Given material.
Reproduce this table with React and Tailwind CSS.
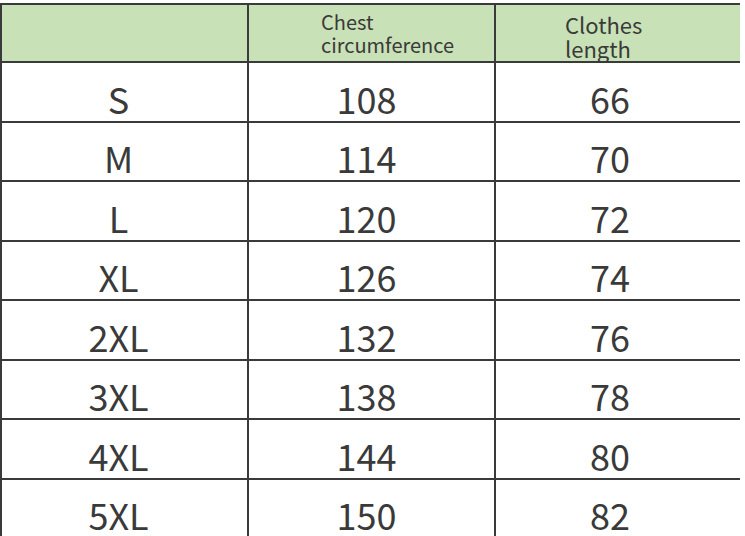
import React from 'react';

const rows = [
  { size: 'S', chest: 108, length: 66 },
  { size: 'M', chest: 114, length: 70 },
  { size: 'L', chest: 120, length: 72 },
  { size: 'XL', chest: 126, length: 74 },
  { size: '2XL', chest: 132, length: 76 },
  { size: '3XL', chest: 138, length: 78 },
  { size: '4XL', chest: 144, length: 80 },
  { size: '5XL', chest: 150, length: 82 },
];

const font = { fontFamily: '"Noto Sans CJK SC", "Noto Sans", sans-serif' };

const App = () => {
  return (
    <div className="w-[745px] h-[536px] overflow-hidden bg-white pt-[3px]" style={font}>
      <div className="w-[740px] border-l-2 border-t-2 border-[#3a3a3a] text-[#3a3a3a]">
        {/* header */}
        <div className="grid grid-cols-[247px_247px_244px] h-[58px] bg-[#c8e1b6] border-b-2 border-[#3a3a3a]">
          <div className="border-r-2 border-[#3a3a3a]" />
          <div className="border-r-2 border-[#3a3a3a] flex flex-col justify-center pl-[72px] text-[20px] leading-[23px]">
            <span>Chest</span>
            <span>circumference</span>
          </div>
          <div className="flex flex-col justify-center pl-[69px] pt-[5px] text-[22px] leading-[24px]">
            <span>Clothes</span>
            <span>length</span>
          </div>
        </div>

        {rows.map((row) => (
          <div
            key={row.size}
            className="grid grid-cols-[247px_247px_244px] h-[59.5px] border-b-2 border-[#3a3a3a] text-[36px] leading-none"
          >
            <div className="border-r-2 border-[#3a3a3a] flex items-center justify-center pt-3 pr-[12px]">{row.size}</div>
            <div className="border-r-2 border-[#3a3a3a] flex items-center justify-center pt-3 pr-[10px]">{row.chest}</div>
            <div className="flex items-center justify-center pt-3 pr-[16px]">{row.length}</div>
          </div>
        ))}
      </div>
    </div>
  );
};

export default App;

Work required. Quote the material exactly. Pictures stay out.

Answer.
Reproduce this table with React and Tailwind CSS.
import React from 'react';

const rows = [
  { size: 'S', chest: 108, length: 66 },
  { size: 'M', chest: 114, length: 70 },
  { size: 'L', chest: 120, length: 72 },
  { size: 'XL', chest: 126, length: 74 },
  { size: '2XL', chest: 132, length: 76 },
  { size: '3XL', chest: 138, length: 78 },
  { size: '4XL', chest: 144, length: 80 },
  { size: '5XL', chest: 150, length: 82 },
];

const font = { fontFamily: '"Noto Sans CJK SC", "Noto Sans", sans-serif' };

const App = () => {
  return (
    <div className="w-[745px] h-[536px] overflow-hidden bg-white pt-[3px]" style={font}>
      <div className="w-[740px] border-l-2 border-t-2 border-[#3a3a3a] text-[#3a3a3a]">
        {/* header */}
        <div className="grid grid-cols-[247px_247px_244px] h-[58px] bg-[#c8e1b6] border-b-2 border-[#3a3a3a]">
          <div className="border-r-2 border-[#3a3a3a]" />
          <div className="border-r-2 border-[#3a3a3a] flex flex-col justify-center pl-[72px] text-[20px] leading-[23px]">
            <span>Chest</span>
            <span>circumference</span>
          </div>
          <div className="flex flex-col justify-center pl-[69px] pt-[5px] text-[22px] leading-[24px]">
            <span>Clothes</span>
            <span>length</span>
          </div>
        </div>

        {rows.map((row) => (
          <div
            key={row.size}
            className="grid grid-cols-[247px_247px_244px] h-[59.5px] border-b-2 border-[#3a3a3a] text-[36px] leading-none"
          >
            <div className="border-r-2 border-[#3a3a3a] flex items-center justify-center pt-3 pr-[12px]">{row.size}</div>
            <div className="border-r-2 border-[#3a3a3a] flex items-center justify-center pt-3 pr-[10px]">{row.chest}</div>
            <div className="flex items-center justify-center pt-3 pr-[16px]">{row.length}</div>
          </div>
        ))}
      </div>
    </div>
  );
};

export default App;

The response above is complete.